Un argumentaire niveau zéro
Que vous le vouliez ou non, vous avez une tête d’arabe.
Yassine Belattar à Eric Zermmour, CNEWS
Si Belattar a dans un premier temps réussi à mettre Zemmour dans une position délicate à plusieurs reprises, du fait du ton particulièrement virulent qu’il a donné au débat dès son introduction, et en démontant l’argument premier de l’auteur qui l’accusait assez directement d’être un islamiste infiltré, il a néanmoins très vite montré son incapacité à répondre de manière constructive aux nombreuses thèses critiquables du polémiste. Au milieu des accusations de « fake news » de part et d’autre, Belattar ne s’est distingué que par des remarques d’écolier, rappelant à son contradicteur qu’il ne pouvait rien faire, il aurait toujours une « tête d’arabe », lui rappelant son « épicier ».
Son imprécision sur de nombreux sujets, à l’image des statistiques religieuses, qu’il a confondu avec les statistiques ethniques, interdites en France (encore que règne à ce sujet une hypocrisie crasse, les institutions comme les associations et mouvements politiques utilisant des statistiques se rapportant à l’origine ethnique lorsque cela les arrange…) n’a fait qu’aggraver son cas, face à un Zemmour jouissif, conscient de l’ascendant qu’il prenait petit à petit sur son interlocuteur, si bien qu’il poussa Belattar à changer constamment de sujet, passant, pour ne citer qu’un exemple, de l’identité à la critique du féminisme de la part de Zemmour sans que l’on ne comprenne quel lien voulait-il faire entre les deux, avant de rappeler une fois de plus que ce dernier ne devrait plus avoir le droit d’être invité sur les ondes et plateaux français depuis sa condamnation pour « incitation à la haine raciale », dressant au passage une hiérarchie plus qu’arbitraire des condamnations pour lesquelles l’on devrait avoir le droit de censurer ou non une personnalité publique (rappelant le propos ridicule de Christine Angot à François Fillon en 2017, arguant, selon quelle autorité, on se le demande toujours, que sa propre mise en examen était moins grave que celle du candidat à la présidentielle au titre que elle « disait la vérité » et que l’autre mentait).
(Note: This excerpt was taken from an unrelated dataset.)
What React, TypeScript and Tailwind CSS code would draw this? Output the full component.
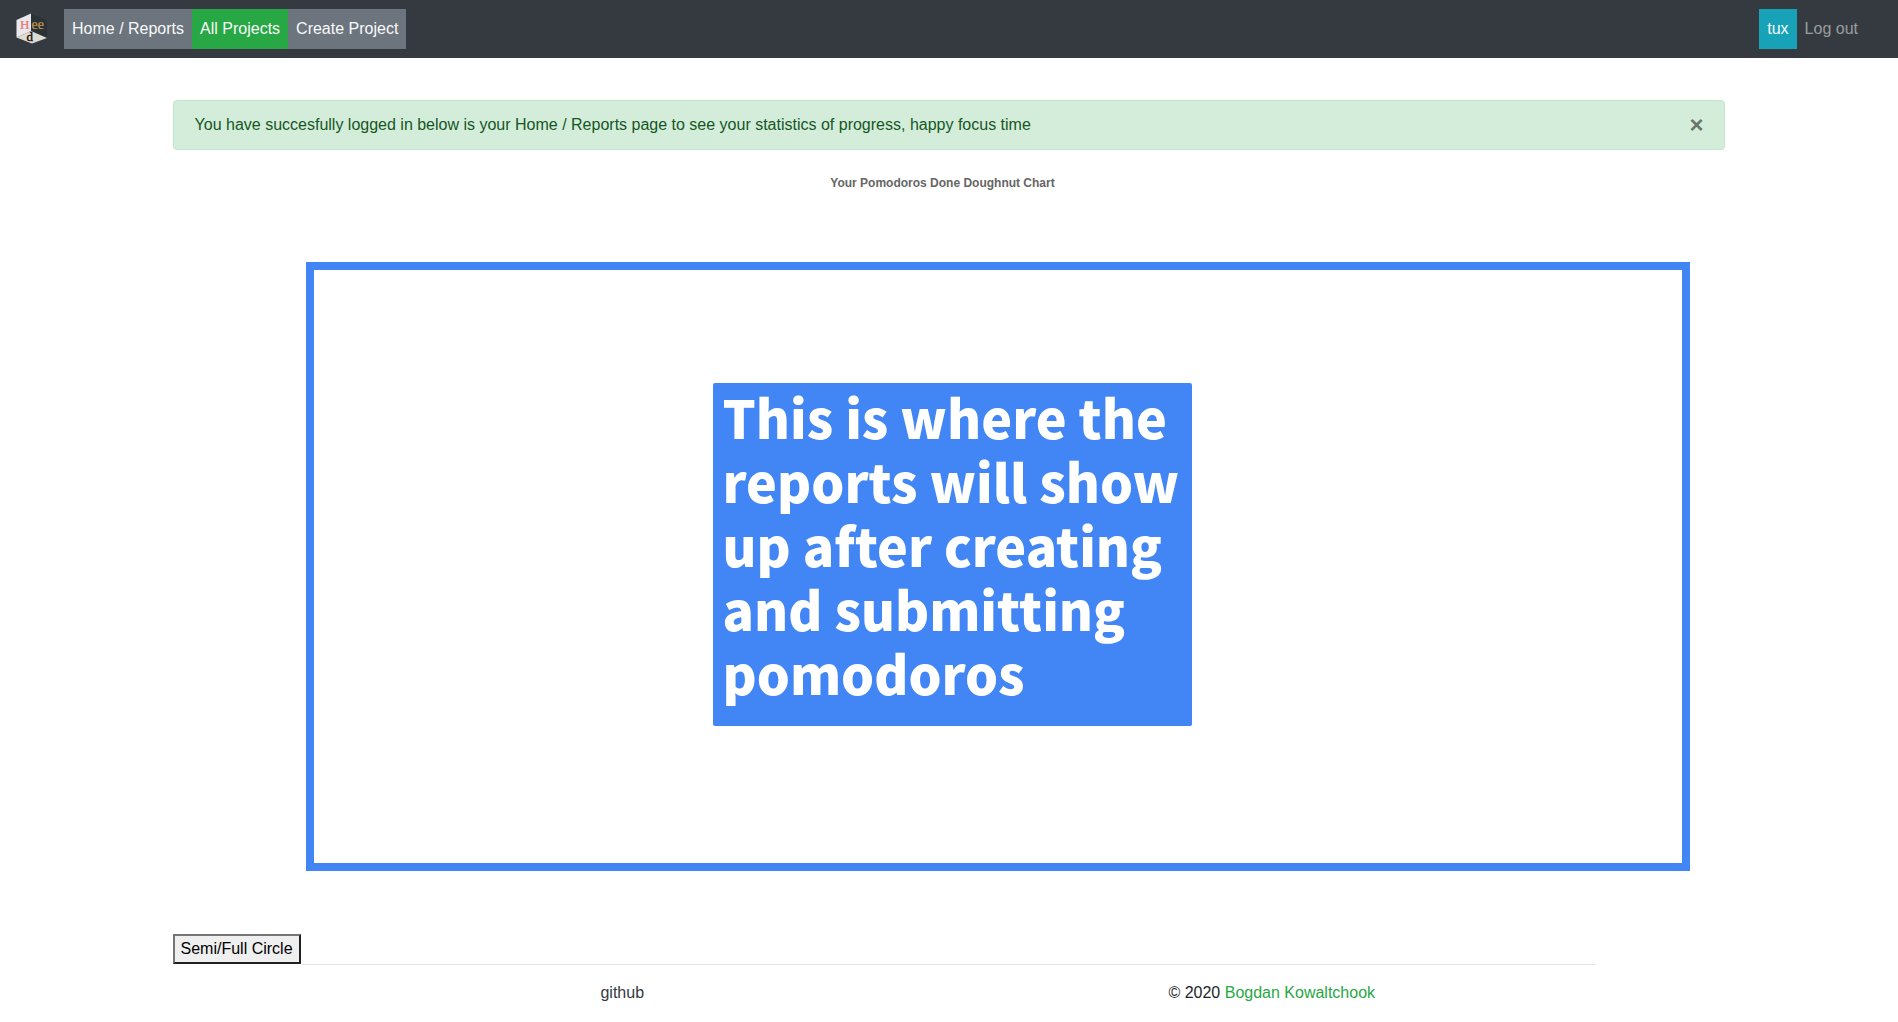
import { useState } from "react";

function Logo() {
  return (
    <svg width="32" height="32" viewBox="0 0 32 32" role="img" aria-label="Heed">
      <polygon points="15,0.5 31,7.5 31,25 15,18" fill="#2b3236" />
      <polygon points="15,0.5 0.5,7 0.5,24.5 15,18" fill="#e9e9ed" />
      <polygon points="15,18 31,25 16,30.5 0.5,24.5" fill="#dedcd0" />
      <g fontFamily="'Liberation Serif', serif">
        <text x="4" y="16" fontSize="13" fill="#f26d6d" stroke="#f26d6d" strokeWidth="0.2">H</text>
        <text x="15.5" y="16" fontSize="14" fill="#c2964e" stroke="#c2964e" strokeWidth="0.2">ee</text>
        <text x="10.5" y="28" fontSize="13" fill="#111111" stroke="#111111" strokeWidth="0.4">d</text>
      </g>
    </svg>
  );
}

function Navbar() {
  return (
    <nav className="flex items-center bg-[#343a40] px-4 py-[9px] text-[#f8f9fa]">
      <a href="#home" className="mr-4">
        <Logo />
      </a>
      <a href="#reports" className="bg-[#6c757d] p-2">Home / Reports</a>
      <a href="#projects" className="bg-[#28a745] p-2">All Projects</a>
      <a href="#create" className="bg-[#6c757d] p-2">Create Project</a>
      <div className="mr-4 ml-auto flex">
        <a href="#profile" className="bg-[#17a2b8] p-2">tux</a>
        <a href="#logout" className="p-2 text-white/50">Log out</a>
      </div>
    </nav>
  );
}

export default function App() {
  const [alertOpen, setAlertOpen] = useState(true);

  return (
    <div className="bg-white font-['Liberation_Sans',Arial,sans-serif] text-base text-[#212529]">
      <Navbar />
      <main className="mx-auto w-9/11 pt-[42px]">
        {alertOpen && (
          <div role="alert" className="flex items-center justify-between rounded border border-[#c3e6cb] bg-[#d4edda] px-[21px] py-3 text-[#155724]">
            <span>You have succesfully logged in below is your Home / Reports page to see your statistics of progress, happy focus time</span>
            <button type="button" aria-label="Close" onClick={() => setAlertOpen(false)} className="text-2xl leading-6 font-bold text-black opacity-50">
              ×
            </button>
          </div>
        )}

        <section className="pt-[25px]">
          <h2 className="pr-[13px] text-center text-xs leading-4 font-bold text-[#666666]">Your Pomodoros Done Doughnut Chart</h2>
          <div className="mt-[71px] mr-[35px] ml-[133px] border-8 border-[#4285f4] pt-[113px] pb-[137px] pl-[399px]">
            <p className="w-[479px] rounded-xs bg-[#4285f4] px-[10px] pt-[2px] pb-[21px] font-['Noto_Sans_CJK_SC',sans-serif] text-[52px] leading-[64px] font-black text-white">
              This is where the reports will show up after creating and submitting pomodoros
            </p>
          </div>
        </section>

        <div className="mt-[63px] flex items-end">
          <button type="button" className="border-2 border-t-[#767676] border-r-[#212121] border-b-[#212121] border-l-[#767676] bg-[#efefef] px-1.5 py-px text-black">
            Semi/Full Circle
          </button>
        </div>
      </main>

      <footer className="mx-auto w-9/11 pr-[129px] pl-[129px]">
        <hr className="border-t border-black/10" />
        <div className="-ml-1 grid grid-cols-2 pt-4 text-center">
          <p>
            <a href="#github" className="text-[#343a40]">github</a>
          </p>
          <p>
            © 2020 <a href="#author" className="text-[#28a745]">Bogdan Kowaltchook</a>
          </p>
        </div>
      </footer>
    </div>
  );
}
Belattar mis KO au sujet de l’influence du discours de Zemmour
Mais cet échange, prenant parfois la tournure d’un combat de boxe, non sans rappeler à certains égards le Tapie vs Le Pen de 1988 (l’on aurait pu s’attendre à voir Pascal Praud jouer les Paul Amar de service et sortir des gants, même si l’on peut supposer que CNEWS ne souhaite sans doute guère faire de publicité à Décathlon suite à la polémique sur le hijab running), devait finir par mettre KO l’un des deux débatteurs. Et c’est au détour d’une passe d’armes au sujet du grand remplacement que Belattar s’est lui-même condamné, ayant tendu le bâton pour se faire battre : le grand remplacement, une théorie controversée développée par l’écrivain d’extrême-droite Renaud Camus et reprise à plusieurs occurrences par le Rassemblement National, aurait été le leitmotiv de l’auteur des attentats de Christchurch, ayant coûté la vie à une cinquantaine de musulmans la semaine dernière.

Eric Zemmour, partisan de cette théorie depuis de nombreuses années, s’est fait imputer par Yassine Belattar la responsabilité de ces cinquante victimes innocentes. Attaque pour le moins critiquable à plus d’un égard, et profondément malhonnête, comme le fera remarquer Zemmour en répliquant, par une question rhétorique, si Belattar considère que de la même manière, la responsabilité des attentats commis par les terroristes qui tuent aux cris d’Allahu akbar serait directement imputable à un Coran qu’ils interprètent mal.
Un débat pour rien
Le débat Belattar vs Zemmour s’inscrit en définitive dans la parfaite lignée de ces débats stériles où les interlocuteurs préfèrent se démarquer par leur virulence et leur volonté d’être celui qui va mettre l’autre en mauvaise posture, à des fins purement personnelles, plutôt que de faire passer un véritable message, argumenté.